After I finished my degree at Guildhall, I went to study with Viktor Libermann at the Utrechts Conservatorium. This was a completely different style of teaching…I realised quite early on that this would be great if I wanted to spend the next few years travelling around, and entering competitions. As the class was full of high flyers, I felt we were all being taught to win competitions, but I didn’t feel that I was able to express myself fully. I would practice and feel that it was how I wanted it to go, only to be told that it wasn’t the right fingering, or the right bowing.


How has the RTÉ National Symphony Orchestra changed since you joined in 1996?

When I first joined, the NSO was larger for a start — 16 1sts, 14 2nds, etc…we now play with 14 1sts, 12 2nds, etc…and that makes a difference to the orchestral sound — especially to the tone in the softer sections, funnily enough. We were also touring more. My first trip was 10 days in Hong Kong, but due to the recession, and the huge cost of touring an orchestra, we are very much more Ireland-based.

Is there much competition between the NSO and the RTÉ Concert Orchestra?

I don’t see much of the Concert Orchestra to be honest…but when we do cross paths it’s always good fun.


What do you enjoy most about performing, and how do you prepare for a concert?

I love bringing amazing music to the people who have bothered to come out and pay for a ticket! The look on somebody’s face when you transport them somewhere amazing, and help them to forget their worries is very special! Ideally, I like to prepare for a concert by taking time to rest…go over the notes slowly, and quietly — spending time to prepare myself mentally. But, with family life, I’m more likely to be doing the drop-offs to hockey practice and play dates! However, I always make sure that I’m at the concert venue early so that I can collect myself, and focus!

Elaine Clark – Final Note Magazine interview
Elaine Clark – Final Note Magazine interview

...nerves are never that far away, and a little can add an edge to a performance...but, learning how to manage them is important and this is where mindfulness has helped."


Do you suffer from performance nerves, and if so how do you deal with them?

I did go through a very stressful time a few years ago when I was affected by performance nerves — it was horrible and I empathise with anyone who is affected by it. I almost stopped playing, and took a few months out. After trying a few things, I came across meditation, which has served me hugely in dealing with it. I think we can get very much caught up in thinking what we do is who we are, but I have (slowly) come to realise that what I do does not make me who I am! If I start to feel a bit apprehensive, I sense the floor under my feet, concentrate on my breathing, and focus on staying in the present moment…nerves are never that far away, and a little can add an edge to a performance…but, learning how to manage them is important and this is where mindfulness has helped.


Describe the ethos behind the ensemble, Concorde?

Concorde are going to celebrating 40 years next year. They have been at the forefront of encouraging and playing Irish contemporary music during this time…down to the sheer strength, determination and vision of founder and Artistic Director, Jane O’Leary.
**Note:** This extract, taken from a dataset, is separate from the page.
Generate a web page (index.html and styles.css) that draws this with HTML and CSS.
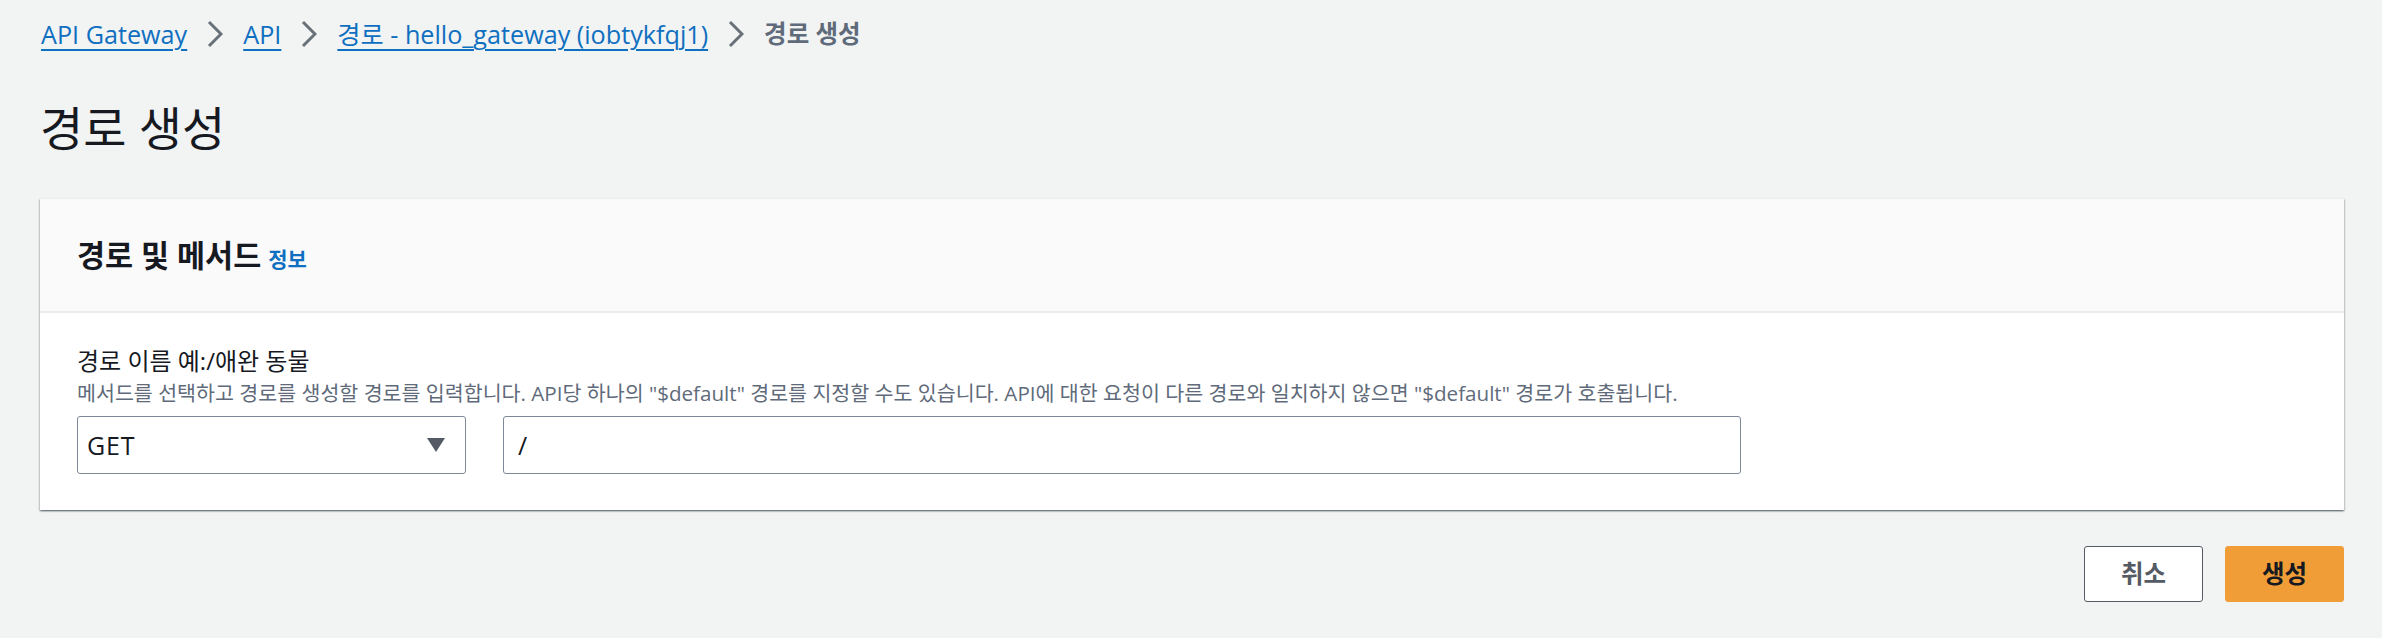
FILE: index.html
```html
<!DOCTYPE html>
<html lang="ko">
<head>
<meta charset="utf-8">
<title>경로 생성</title>
<link rel="stylesheet" href="styles.css">
</head>
<body>
<div class="page">
  <nav class="breadcrumbs">
    <a class="crumb" href="#">API Gateway</a>
    <span class="sep"><svg viewBox="0 0 16 28" width="16" height="28"><path d="M2 2 L14 14 L2 26" fill="none" stroke="#687078" stroke-width="3"/></svg></span>
    <a class="crumb" href="#">API</a>
    <span class="sep"><svg viewBox="0 0 16 28" width="16" height="28"><path d="M2 2 L14 14 L2 26" fill="none" stroke="#687078" stroke-width="3"/></svg></span>
    <a class="crumb" href="#">경로 - hello_gateway (iobtykfqj1)</a>
    <span class="sep"><svg viewBox="0 0 16 28" width="16" height="28"><path d="M2 2 L14 14 L2 26" fill="none" stroke="#687078" stroke-width="3"/></svg></span>
    <span class="current">경로 생성</span>
  </nav>

  <h1 class="title">경로 생성</h1>

  <section class="card">
    <header class="card-header">
      <div class="card-heading">
        <h2 class="card-title">경로 및 메서드</h2>
        <a class="info" href="#">정보</a>
      </div>
    </header>
    <div class="card-body">
      <div class="label">경로 이름 예:/애완 동물</div>
      <div class="desc">메서드를 선택하고 경로를 생성할 경로를 입력합니다. API당 하나의 "$default" 경로를 지정할 수도 있습니다. API에 대한 요청이 다른 경로와 일치하지 않으면 "$default" 경로가 호출됩니다.</div>
      <div class="fields">
        <div class="select">
          <span class="select-value">GET</span>
          <svg class="caret" viewBox="0 0 18 14" width="18" height="14"><path d="M0 0 H18 L9 14 Z" fill="#545b64"/></svg>
        </div>
        <div class="input"><span class="input-value">/</span></div>
      </div>
    </div>
  </section>

  <div class="actions">
    <button class="btn btn-cancel" type="button">취소</button>
    <button class="btn btn-primary" type="button">생성</button>
  </div>
</div>
</body>
</html>
```

FILE: styles.css
```css
* { box-sizing: border-box; }
html, body { margin: 0; padding: 0; }
body {
  background: #f2f3f3;
  font-family: "Open Sans", "Noto Sans CJK KR", sans-serif;
  color: #16191f;
  width: 2382px;
  height: 638px;
  overflow: hidden;
}
.page {
  padding: 0 38px 0 40px;
}
.breadcrumbs {
  display: flex;
  align-items: center;
  height: 30px;
  margin-top: 19px;
  padding-left: 1px;
  font-size: 25.2px;
  line-height: 30px;
  white-space: nowrap;
}
.crumb {
  color: #0f6fc0;
  text-decoration: underline;
  text-decoration-thickness: 2px;
  text-underline-offset: 5px;
}
.sep {
  display: flex;
  align-items: center;
  margin: 0 20px;
}
.sep svg { display: block; }
.current {
  color: #5f6b7a;
  font-weight: 700;
  font-size: 24.5px;
}
.title {
  margin: 51px 0 0 0;
  font-size: 47px;
  font-weight: 400;
  line-height: 56px;
  color: #16191f;
}
.card {
  margin-top: 42px;
  background: #fff;
  box-shadow: 0 1.5px 1.5px 0 rgba(0, 28, 36, 0.4), 1px 1px 1.5px 0 rgba(0, 28, 36, 0.15), -1px 1px 1.5px 0 rgba(0, 28, 36, 0.15);
  border-top: 1px solid #eaeded;
}
.card-header {
  display: flex;
  align-items: center;
  height: 114px;
  padding: 0 37px;
  background: #fafafa;
  border-bottom: 2px solid #eaeded;
}
.card-heading {
  display: flex;
  align-items: baseline;
}
.card-title {
  margin: 0;
  font-size: 30.5px;
  font-weight: 700;
  line-height: 40px;
  color: #16191f;
}
.info {
  margin-left: 7px;
  font-size: 21px;
  font-weight: 700;
  color: #0f6fc0;
  text-decoration: none;
}
.card-body {
  padding: 30px 37px 36px;
}
.label {
  font-size: 24px;
  line-height: 35px;
  color: #16191f;
}
.desc {
  font-size: 20.6px;
  line-height: 30px;
  color: #5f6b7a;
  white-space: nowrap;
}
.fields {
  display: flex;
  gap: 37px;
  margin-top: 8px;
}
.select {
  display: flex;
  align-items: center;
  justify-content: space-between;
  width: 389px;
  height: 58px;
  padding: 0 20px 0 9px;
  border: 1.5px solid #7d8998;
  border-radius: 3px;
  font-size: 25px;
  color: #16191f;
}
.select-value { letter-spacing: 0.8px; }
.caret { display: block; }
.input {
  display: flex;
  align-items: center;
  width: 1238px;
  height: 58px;
  padding: 0 14px;
  border: 1.5px solid #7d8998;
  border-radius: 3px;
  font-size: 25px;
}
.actions {
  display: flex;
  justify-content: flex-end;
  gap: 22px;
  margin-top: 36px;
}
.btn {
  height: 56px;
  width: 119px;
  border-radius: 3px;
  font-family: inherit;
  font-size: 24.5px;
  font-weight: 700;
  line-height: 1;
  padding: 0;
  cursor: pointer;
}
.btn-cancel {
  background: #fff;
  color: #545b64;
  border: 1.5px solid #545b64;
}
.btn-primary {
  background: #f09d38;
  color: #16191f;
  border: 1.5px solid #f09d38;
}
```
I truly believe that without Concorde Irish contemporary music would not be as it is today.


Your commitment to contemporary music has led to collaborations with a variety of composers — how important is the synergy between performer/musician and composer within the composition process?
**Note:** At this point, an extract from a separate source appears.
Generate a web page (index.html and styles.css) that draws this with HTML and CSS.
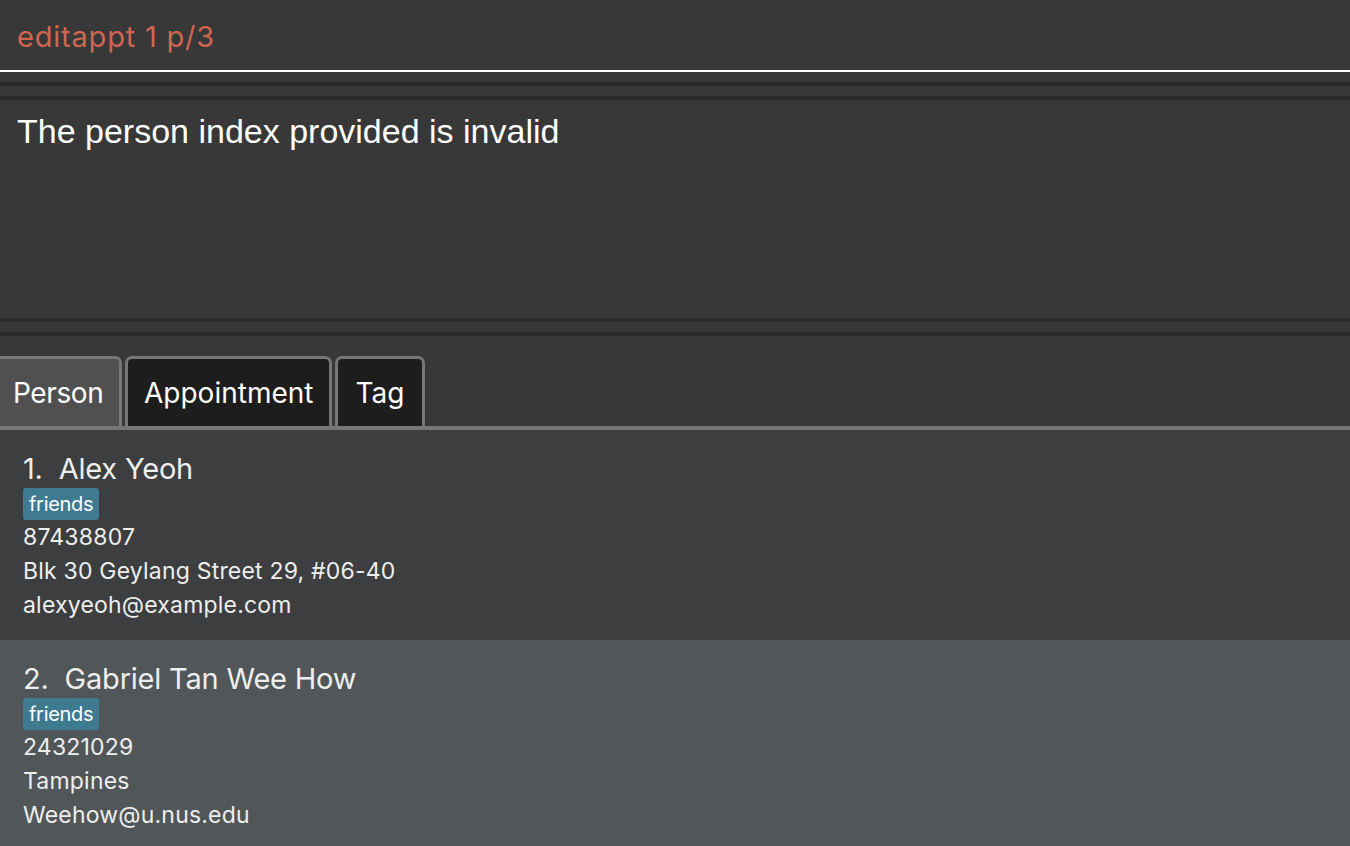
FILE: index.html
```html
<!DOCTYPE html>
<html>
<head>
<meta charset="utf-8">
<link rel="stylesheet" href="styles.css">
</head>
<body>
<div class="app">
  <div class="command">editappt 1 p/3</div>
  <div class="gap"></div>
  <div class="band"></div>
  <div class="gap"></div>
  <div class="band"></div>
  <div class="result">The person index provided is invalid</div>
  <div class="band"></div>
  <div class="gap"></div>
  <div class="band"></div>
  <div class="tabbar">
    <div class="tab selected">Person</div>
    <div class="tab">Appointment</div>
    <div class="tab tag-tab">Tag</div>
  </div>
  <div class="list">
    <div class="card even">
      <div class="name">1.&nbsp;&nbsp;Alex Yeoh</div>
      <div class="tags"><span class="tag">friends</span></div>
      <div class="line">87438807</div>
      <div class="line">Blk 30 Geylang Street 29, #06-40</div>
      <div class="line">alexyeoh@example.com</div>
    </div>
    <div class="card odd">
      <div class="name">2.&nbsp;&nbsp;Gabriel Tan Wee How</div>
      <div class="tags"><span class="tag">friends</span></div>
      <div class="line">24321029</div>
      <div class="line">Tampines</div>
      <div class="line">Weehow@u.nus.edu</div>
    </div>
  </div>
</div>
</body>
</html>
```

FILE: styles.css
```css
html, body {
  margin: 0;
  padding: 0;
  background: #383838;
  height: 846px;
  overflow: hidden;
}
.app {
  display: flex;
  flex-direction: column;
  height: 846px;
  font-family: Inter, "Liberation Sans", sans-serif;
}
.command {
  box-sizing: border-box;
  border-bottom: 2px solid #ffffff;
  height: 72px;
  padding: 17px 0 0 17px;
  color: #d06651;
  font-family: Inter, "Liberation Sans", sans-serif;
  font-size: 29px;
  line-height: 40px;
  letter-spacing: 0.8px;
}
.gap {
  height: 10px;
  background: #383838;
}
.band {
  height: 4px;
  background: #2b2b2b;
}
.result {
  height: 218px;
  box-sizing: border-box;
  padding: 11px 0 0 17px;
  color: #ffffff;
  font-family: "Liberation Sans", Arial, sans-serif;
  font-size: 34px;
  line-height: 40px;
}
.tabbar {
  height: 94px;
  box-sizing: border-box;
  padding-top: 20px;
  display: flex;
  align-items: flex-end;
  gap: 3px;
  border-bottom: 4px solid #777777;
}
.tab {
  height: 70px;
  box-sizing: border-box;
  border: 3px solid #777777;
  border-bottom: none;
  border-radius: 7px 7px 0 0;
  background: #1d1d1d;
  color: #ffffff;
  font-size: 28px;
  letter-spacing: 0;
  display: flex;
  align-items: center;
  justify-content: center;
  padding: 0 16px 0 16px;
}
.tab.tag-tab {
  padding: 0 18px 0 17px;
}
.tab.selected {
  background: #505050;
  border-left: none;
  border-radius: 0 7px 0 0;
  padding-left: 13px;
  padding-right: 15px;
  width: 122px;
  justify-content: flex-start;
  letter-spacing: -0.4px;
}
.list {
  flex: 1;
  display: flex;
  flex-direction: column;
}
.card {
  height: 210px;
  box-sizing: border-box;
  padding: 22px 0 0 23px;
  color: #eeeeee;
}
.card.even { background: #3c3e3f; }
.card.odd { background: #515658; flex: 1; }
.name {
  font-size: 29px;
  line-height: 34px;
  letter-spacing: -0.2px;
}
.tags {
  margin-top: 2px;
  height: 32px;
  display: flex;
}
.tag {
  background: #3e7b91;
  color: #ffffff;
  font-size: 20px;
  line-height: 32px;
  padding: 0 6px;
  border-radius: 3px;
  letter-spacing: -0.3px;
}
.line {
  font-size: 23px;
  line-height: 34px;
  letter-spacing: 0.2px;
}
```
It’s a very interesting process to see a new work take shape. Some composers bring a fully finished piece, and others want to explore different sound worlds with the performer. It’s always a big moment for a composer to hear their piece for the first time, so I try to put them at ease so they feel free to ask for what they would like.

Elaine Clark – Final Note Magazine interview
Elaine Clark – Final Note Magazine interview

Did you enjoy your role as guest-leader of the Melbourne Symphony Orchestra in 2007?

I spent a month out in Melbourne in 2007. It’s very interesting working with different orchestras…seeing what works and what doesn’t…and realising that we’re not that different!


As a violinist, how difficult is it to get a ‘permanent’ job with an orchestra, and what do you do to give yourself the competitive edge?

It’s difficult to get a job as a violinist. Positions don’t come up that often, and there is a lot of competition for them. Having sat on numerous auditions panels, I would urge candidates to prepare the orchestral excerpts as well as, if not better than, their concerti! After audition, usually a handful of players are chosen to ‘trial’ with the orchestra, and this is when you see how the player will fit in and contribute to the section. Preparation and awareness can get you a long way here!…Oh, and not practising your concerto full volume on stage!


What performances stand out for you in your career so far?

I’ve played a number of concerti with the RTÉ NSO, and I think the most enjoyable one was a lunchtime concert directed in 2010. The programme was Vivaldi’s Four Seasons, coupled with Piazzolla’s Four Seasons of Buenos Aires [The Cuatro Estaciones Porteñas]. I love playing the music of Piazzolla, and it was both a challenge and an amazing experience to put it together. I’m looking forward to playing with the NSO again on 7th July at 1.05pm at the National Concert Hall in Ravel’s Tzigane, and Rachmaninoff’s Vocalise. It’s always a pleasure, as they’re so supportive.


As a soloist, is there any particular repertoire that you would like to tackle in the near future?

I’ve been looking through Lutoslawski’s Partita for Violin and Orchestra recently, so hopefully I’ll get the opportunity to perform that in the near future.